Species such as Rhododendron barbatum and R. strigillosum bloom through March. The showy, large-leafed species peak in mid- to late April, Baxter said.
In May, fortunea rhododendrons open, along with deciduous species from Japan and North America. But to see Benmore only in its spring glory would be to miss the point. Early autumn, after the highland midges have waned and the landscape begins to color, would be a special time, I imagine.
OLD AND NEW
After about an hour of hiking up woodland trails, we found ourselves in the newer parts of the garden, the Bhutanese Glade, where endangered plants from Bhutan are now growing safely on a hillside cleared for the purpose. Carrying on through twisting paths, we reached the Chilean Rainforest Glade, planted from seeds Baxter helped collect in Chile.
On our descent down Benmore, we moved again into an old, established area, and Baxter pointed to a romantic ruin perched on the cliff above, like a small abbey. It is the stone shell of James Duncan's fernery. There is an active plan to restore it, he said.

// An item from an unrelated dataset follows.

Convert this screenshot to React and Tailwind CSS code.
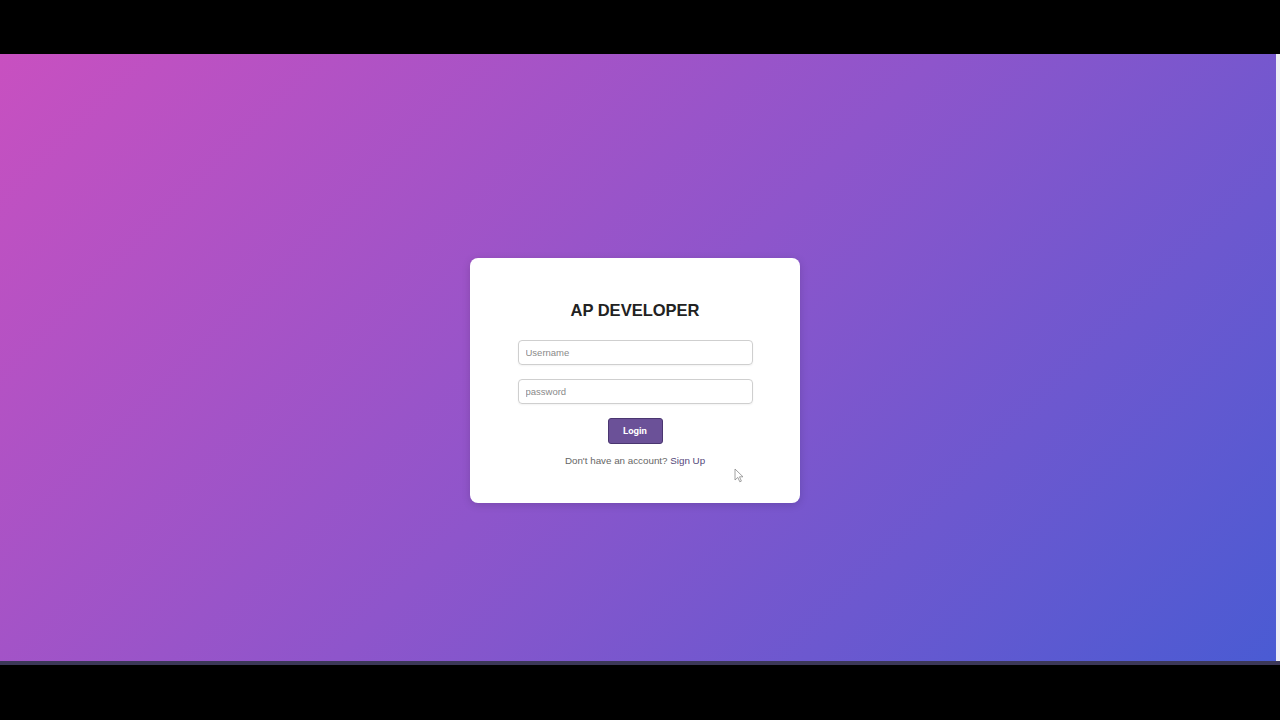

Farther down, we reached another area under development, a native woodland that showcases the mosses that cushion the forest floor. Baxter said there are as many as 50 species of moss here. A cliff face, glistening from the constant moisture, holds tiny colonies of liverworts, clinging to the crevices. Mosses once were considered a bit of a weed, Baxter said. Now they are getting their due, though he is hard-pressed to distinguish the species. That takes a moss expert — a bryologist.
Benmore is near the mouth of the River Clyde and deceptively close to Glasgow. In less than two hours, you can be transported from modern city to another world. The effort to get there is well worth it. "Most people who do come can't believe it," Baxter said, without swagger. Or, I imagine, exaggeration.